SESSION_KEY = '_auth_user_id'
BACKEND_SESSION_KEY = '_auth_user_backend'

So what get_user does is just try to extract the user from the current session. Recall from the HTTP snooping section that when a user is actually logged in, the _auth_user_id and _auth_user_backend entries are set in the session dictionary. get_user reads them, and turns to the auth backend to fetch the user object, with the backend.get_user method.

The default auth backend is auth.backends.ModelBackend - the DB backed user model (contained in all those auth_* tables that get added to your DB when the auth framework is enabled). Its get_user method simply does this:

def get_user(self, user_id):
    try:
        return User.objects.get(pk=user_id)
    except User.DoesNotExist:
        return None

Standard Django code for fetching data from a DB, where User is a model defined in contrib/auth/models.py.

The User model

User is a fairly standard Django model with a bunch of fields and helper methods that help decoding them. The most interesting part, IMHO, and the one I'll focus here on is setting and verifying the user's password. Here's the set_password method:

def set_password(self, raw_password):
    if raw_password is None:
        self.set_unusable_password()
    else:
        import random
        algo = 'sha1'
        salt = get_hexdigest(algo, str(random.random()), str(random.random()))[:5]
        hsh = get_hexdigest(algo, salt, raw_password)
        self.password = '%s$%s$%s' % (algo, salt, hsh)

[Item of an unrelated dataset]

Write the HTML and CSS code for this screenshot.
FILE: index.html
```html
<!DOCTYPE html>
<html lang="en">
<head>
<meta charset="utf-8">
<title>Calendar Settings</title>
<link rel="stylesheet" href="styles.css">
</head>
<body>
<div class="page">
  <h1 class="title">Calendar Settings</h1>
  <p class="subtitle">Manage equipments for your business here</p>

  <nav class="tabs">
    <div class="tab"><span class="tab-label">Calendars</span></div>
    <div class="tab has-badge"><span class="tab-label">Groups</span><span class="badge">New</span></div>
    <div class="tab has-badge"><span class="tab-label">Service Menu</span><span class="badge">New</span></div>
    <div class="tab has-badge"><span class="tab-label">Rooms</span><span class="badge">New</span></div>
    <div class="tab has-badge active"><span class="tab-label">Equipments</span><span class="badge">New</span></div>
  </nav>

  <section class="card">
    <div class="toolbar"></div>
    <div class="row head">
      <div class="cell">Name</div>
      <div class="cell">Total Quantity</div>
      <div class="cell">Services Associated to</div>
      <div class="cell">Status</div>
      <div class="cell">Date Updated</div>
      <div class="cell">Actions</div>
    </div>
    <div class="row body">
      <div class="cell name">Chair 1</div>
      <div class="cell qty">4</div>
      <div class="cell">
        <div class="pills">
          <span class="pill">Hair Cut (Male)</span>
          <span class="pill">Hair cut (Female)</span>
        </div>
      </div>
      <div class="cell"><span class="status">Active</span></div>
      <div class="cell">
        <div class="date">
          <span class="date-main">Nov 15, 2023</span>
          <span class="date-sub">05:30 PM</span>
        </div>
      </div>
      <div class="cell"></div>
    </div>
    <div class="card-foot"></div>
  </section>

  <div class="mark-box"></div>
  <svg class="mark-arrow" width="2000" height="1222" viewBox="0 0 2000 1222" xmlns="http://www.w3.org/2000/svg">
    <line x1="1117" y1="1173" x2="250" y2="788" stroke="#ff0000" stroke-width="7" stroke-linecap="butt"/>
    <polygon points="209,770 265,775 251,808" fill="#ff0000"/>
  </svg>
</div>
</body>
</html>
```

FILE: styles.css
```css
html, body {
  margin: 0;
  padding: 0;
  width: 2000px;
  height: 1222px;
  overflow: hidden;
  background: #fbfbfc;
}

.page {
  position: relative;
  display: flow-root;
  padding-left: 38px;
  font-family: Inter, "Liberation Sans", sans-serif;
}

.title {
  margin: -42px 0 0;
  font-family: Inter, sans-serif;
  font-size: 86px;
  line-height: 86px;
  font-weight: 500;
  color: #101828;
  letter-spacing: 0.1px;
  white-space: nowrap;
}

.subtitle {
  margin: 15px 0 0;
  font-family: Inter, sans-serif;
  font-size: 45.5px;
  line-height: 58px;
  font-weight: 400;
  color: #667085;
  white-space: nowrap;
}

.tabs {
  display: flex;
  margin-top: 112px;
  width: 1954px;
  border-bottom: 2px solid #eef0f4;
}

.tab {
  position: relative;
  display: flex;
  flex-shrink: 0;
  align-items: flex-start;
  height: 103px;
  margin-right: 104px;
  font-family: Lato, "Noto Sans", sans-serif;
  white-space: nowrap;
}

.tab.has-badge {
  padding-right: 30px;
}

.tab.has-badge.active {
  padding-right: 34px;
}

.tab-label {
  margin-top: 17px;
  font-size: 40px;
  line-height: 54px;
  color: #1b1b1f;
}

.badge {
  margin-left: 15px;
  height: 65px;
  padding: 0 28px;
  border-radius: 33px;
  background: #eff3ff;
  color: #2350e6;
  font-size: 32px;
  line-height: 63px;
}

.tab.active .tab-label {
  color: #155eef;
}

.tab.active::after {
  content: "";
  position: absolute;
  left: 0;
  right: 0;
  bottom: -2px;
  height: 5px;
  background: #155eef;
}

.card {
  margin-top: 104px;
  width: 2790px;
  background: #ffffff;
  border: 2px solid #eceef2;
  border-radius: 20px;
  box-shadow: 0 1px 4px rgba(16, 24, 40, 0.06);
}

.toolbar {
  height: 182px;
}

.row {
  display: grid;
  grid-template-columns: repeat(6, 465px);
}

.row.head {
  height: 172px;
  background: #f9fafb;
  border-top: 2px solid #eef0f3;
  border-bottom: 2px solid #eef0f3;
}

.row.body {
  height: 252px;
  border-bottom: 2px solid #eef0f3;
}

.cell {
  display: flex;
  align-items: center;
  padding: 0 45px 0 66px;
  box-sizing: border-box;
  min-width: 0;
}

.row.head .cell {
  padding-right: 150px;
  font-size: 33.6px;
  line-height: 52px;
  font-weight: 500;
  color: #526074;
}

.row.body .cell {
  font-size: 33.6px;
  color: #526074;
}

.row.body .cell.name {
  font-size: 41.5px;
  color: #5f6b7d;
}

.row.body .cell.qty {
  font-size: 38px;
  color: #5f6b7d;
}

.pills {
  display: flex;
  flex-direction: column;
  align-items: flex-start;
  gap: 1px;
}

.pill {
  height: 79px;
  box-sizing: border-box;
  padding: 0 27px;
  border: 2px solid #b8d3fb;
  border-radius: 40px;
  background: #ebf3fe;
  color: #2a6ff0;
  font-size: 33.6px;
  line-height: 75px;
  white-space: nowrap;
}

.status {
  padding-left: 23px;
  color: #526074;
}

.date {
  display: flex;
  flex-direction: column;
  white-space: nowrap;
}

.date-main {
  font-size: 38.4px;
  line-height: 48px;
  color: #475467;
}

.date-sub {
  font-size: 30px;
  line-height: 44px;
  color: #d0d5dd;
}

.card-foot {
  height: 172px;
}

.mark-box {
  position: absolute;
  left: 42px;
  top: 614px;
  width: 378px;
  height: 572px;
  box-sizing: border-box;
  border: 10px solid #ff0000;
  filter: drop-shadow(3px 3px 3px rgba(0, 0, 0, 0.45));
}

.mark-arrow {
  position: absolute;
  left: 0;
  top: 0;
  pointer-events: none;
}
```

We see this uses the accepted modern approach - instead of storing the password itself (in plaintext), a cryptographic hash is computed and stored. Further, the password is salted, to defeat a potential rainbow table cracking attack. The password's hash, together with the salt value and the algorithm used for the hashing (which is SHA1 by default) are then stored in the database, separated by dollar signs. For example, here's my user's password field:

sha1$f0670$2a0781bd8f2361042ebdf0cd1b3ce1e8be3f8dcc

To verify the password, the check_password function is invoked [4]:

def check_password(raw_password, enc_password):
    """
    Returns a boolean of whether the raw_password was correct. Handles
    encryption formats behind the scenes.
    """
    algo, salt, hsh = enc_password.split('$')
    return constant_time_compare(hsh, get_hexdigest(algo, salt, raw_password))

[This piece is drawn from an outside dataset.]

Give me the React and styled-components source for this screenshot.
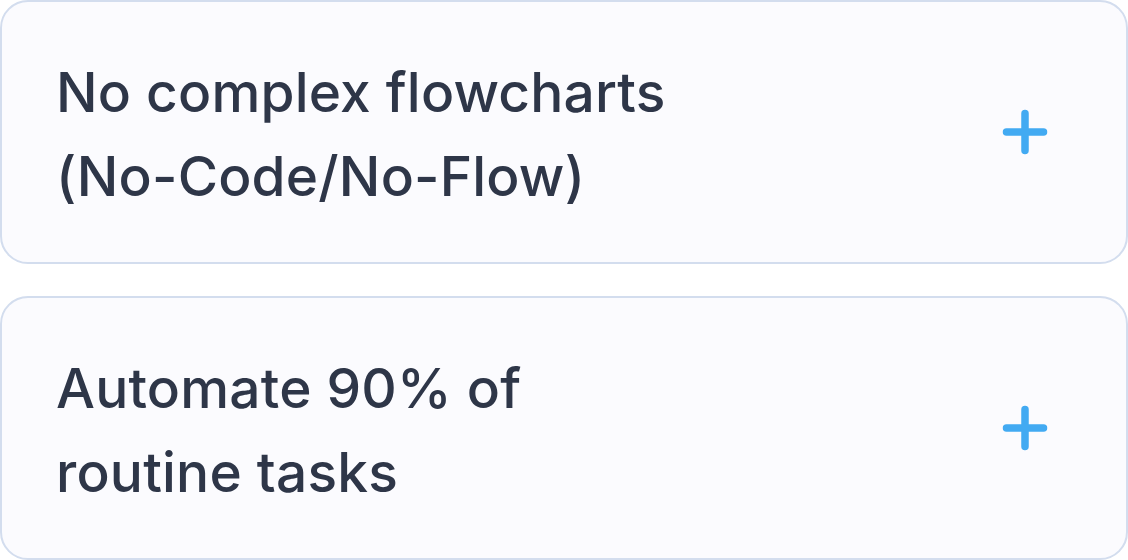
import styled, { createGlobalStyle } from 'styled-components';

const GlobalStyle = createGlobalStyle`
  * { box-sizing: border-box; }
  body {
    margin: 0;
    background: #ffffff;
    font-family: 'Inter', 'Noto Sans', sans-serif;
  }
`;

const List = styled.div`
  display: flex;
  flex-direction: column;
  gap: 32px;
  width: 1128px;
`;

const Item = styled.div`
  display: flex;
  align-items: center;
  justify-content: space-between;
  height: 264px;
  padding: 0 78px 0 54px;
  background: #fbfbfe;
  border: 2px solid #d3ddee;
  border-radius: 28px;
`;

const Question = styled.div`
  padding-top: 4px;
  font-size: 55px;
  line-height: 84px;
  font-weight: 500;
  color: #2e3648;
  letter-spacing: 0.2px;
`;

const Toggle = styled.button`
  display: flex;
  align-items: center;
  justify-content: center;
  width: 46px;
  height: 46px;
  padding: 0;
  border: none;
  background: none;
  cursor: pointer;
`;

const PlusIcon = () => (
  <svg width="46" height="46" viewBox="0 0 46 46">
    <path d="M23 4.5v37M4.5 23h37" stroke="#42aaf2" strokeWidth="7.5" strokeLinecap="round" />
  </svg>
);

const items = [
  ['No complex flowcharts', '(No-Code/No-Flow)'],
  ['Automate 90% of', 'routine tasks'],
];

const App = () => (
  <>
    <GlobalStyle />
    <List>
      {items.map((lines) => (
        <Item key={lines[0]}>
          <Question>
            {lines[0]}
            <br />
            {lines[1]}
          </Question>
          <Toggle aria-label="Expand">
            <PlusIcon />
          </Toggle>
        </Item>
      ))}
    </List>
  </>
);

export default App;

It computes the hash on the password provided and compares it to the one stored in the DB. What is this constant_time_compare call about though? This is a function that compares two strings in time that depends on the length of the strings, but not the amount of matching characters in the beginning. Such comparison is important cryptographically, to thwart timing attacks.

Logging in

Django provides a powerful and versatile login view (in django.contrib.auth.views) to allow an application implement logging-in functionality. What this view does is explained quite well in Django's auth's docs. Here, I will focus on how it works.

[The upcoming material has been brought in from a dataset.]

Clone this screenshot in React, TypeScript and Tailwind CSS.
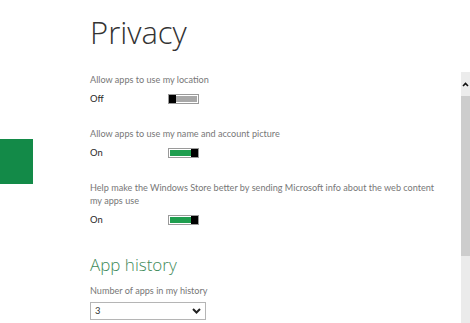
import React from "react";

function Toggle({ on }: { on: boolean }) {
  return (
    <div className="w-[31px] h-[10px] border border-[#9a9a9a] flex bg-white">
      {on ? (
        <>
          <div className="flex-1 bg-[#1f9e4f] m-[1px] mr-0"></div>
          <div className="w-[7px] bg-black"></div>
        </>
      ) : (
        <>
          <div className="w-[7px] bg-black"></div>
          <div className="flex-1 bg-[#a8a8a8] m-[1px] ml-0"></div>
        </>
      )}
    </div>
  );
}

function Setting({
  label,
  value,
  on,
}: {
  label: React.ReactNode;
  value: string;
  on: boolean;
}) {
  return (
    <div className="flex flex-col">
      <div className="text-[9.1px] leading-[13px] text-[#777]">{label}</div>
      <div className="flex items-center mt-[7px] h-[12px]">
        <div className="w-[78px] text-[9.4px] text-[#2a2a2a]">{value}</div>
        <Toggle on={on} />
      </div>
    </div>
  );
}

export default function App() {
  return (
    <div
      className="w-[470px] h-[323px] bg-white flex overflow-hidden"
      style={{ fontFamily: 'Lato, "Open Sans", sans-serif' }}
    >
      <div className="w-[33px] shrink-0 pt-[139px]">
        <div className="w-[33px] h-[45px] bg-[#138a48]"></div>
      </div>
      <div className="flex-1 pl-[57px] pt-[17px]">
        <div
          className="text-[31px] leading-[30px] font-light text-[#333]"
          style={{ fontFamily: '"Open Sans", sans-serif' }}
        >
          Privacy
        </div>
        <div className="mt-[26px] flex flex-col gap-[22px]">
          <Setting label="Allow apps to use my location" value="Off" on={false} />
          <Setting
            label="Allow apps to use my name and account picture"
            value="On"
            on={true}
          />
          <Setting
            label={
              <>
                Help make the Windows Store better by sending Microsoft info about the web content
                <br />
                my apps use
              </>
            }
            value="On"
            on={true}
          />
        </div>
        <div
          className="mt-[29px] text-[17px] leading-[20px] font-light text-[#3e8a59]"
          style={{ fontFamily: '"Open Sans", sans-serif' }}
        >
          App history
        </div>
        <div className="mt-[9px] text-[9.1px] leading-[13px] text-[#777]">
          Number of apps in my history
        </div>
        <div className="mt-[5px] w-[116px] h-[18px] border border-[#b5b5b5] flex items-center justify-between px-[4px]">
          <span className="text-[9.4px] text-[#333]">3</span>
          <svg width="9" height="6" viewBox="0 0 9 6">
            <path d="M1 1 L4.5 4.5 L8 1" stroke="#222" strokeWidth="2" fill="none" />
          </svg>
        </div>
      </div>
      <div className="w-[9px] shrink-0 pt-[72px] flex flex-col">
        <div className="h-[24px] bg-[#ececec] flex items-center justify-center">
          <svg width="7" height="5" viewBox="0 0 7 5">
            <path d="M1 4 L3.5 1.5 L6 4" stroke="#111" strokeWidth="1.6" fill="none" />
          </svg>
        </div>
        <div className="h-[160px] bg-[#cdcdcd]"></div>
        <div className="flex-1 bg-[#ebebeb]"></div>
      </div>
    </div>
  );
}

login is your typical form-handling Django view. If it gets a GET request, it displays the login form. On the other hand, for a POST request, it tries to log the user in. This is the interesting part.

On first sight, it's hard to see where exactly the login authentication is handled. The POST request handling part of the login view is:

if request.method == "POST":
    form = authentication_form(data=request.POST)
    if form.is_valid():
        netloc = urlparse.urlparse(redirect_to)[1]

        # Use default setting if redirect_to is empty
        if not redirect_to:
            redirect_to = settings.LOGIN_REDIRECT_URL

        # Security check -- don't allow redirection to a different
        # host.
        elif netloc and netloc != request.get_host():
            redirect_to = settings.LOGIN_REDIRECT_URL

        # Okay, security checks complete. Log the user in.
        auth_login(request, form.get_user())

        if request.session.test_cookie_worked():
            request.session.delete_test_cookie()

        return HttpResponseRedirect(redirect_to)

After some head scratching and stunning feats of reverse engineering [5], it became clear that the authentication happens in the call form.is_valid. This call invokes (after some steps [6]) AuthenticationForm.clean, which itself calls authenticate. A bit down the road, the flow of control reaches ModelBackend.authenticate:

def authenticate(self, username=None, password=None):
    try:
        user = User.objects.get(username=username)
        if user.check_password(password):
            return user
    except User.DoesNotExist:
        return None

And we've already seen the definition of check_password in section "The User model". Alright, so now we know how the login view authenticates the user. What does it do next? After some more checks, the auth_login function is called, which is an alias for django.contrib.auth.login. This function uses the session framework to save the cookie we've seen in the first section of this article.

Summary

This concludes the article on how user authentication works, and also the 3-article series on Django sessions. Sessions in general and user logins in particular are one aspect of web applications we take for granted. It just works, automagically. And yet, as I hope these articles have demonstrated, the magic that happens under the hood isn't really difficult to understand. Sure, there are a lot of concepts to grasp and code to read, but with some determination enlightenment is just around the corner.

[1]	Authorization is a simple matter of keeping tables of users, groups and permissions.

[2]	Just a reminder: at the time of writing this series of articles, the latest released version of Django is 1.3, which is what I'm looking at here. In this particular code sample I've removed a longish assertion line from `process_request`.

[3]	But start with this excellent article by Raymond Hettinger.

[4]	It's invoked by the `check_password` method which also handles a backwards-compatibility issue, which I don't cover here.

[5]	I'm kidding :-) All it took was 30 seconds to strategically insert `traceback.print_stack()` into `User.check_password` and see where it's being called from when I log in.

[6]	According to the Django docs, the `clean` method of a subclass of `Form` is responsible for whole-form validation. Not the most intuitive nomenclature, I'd say.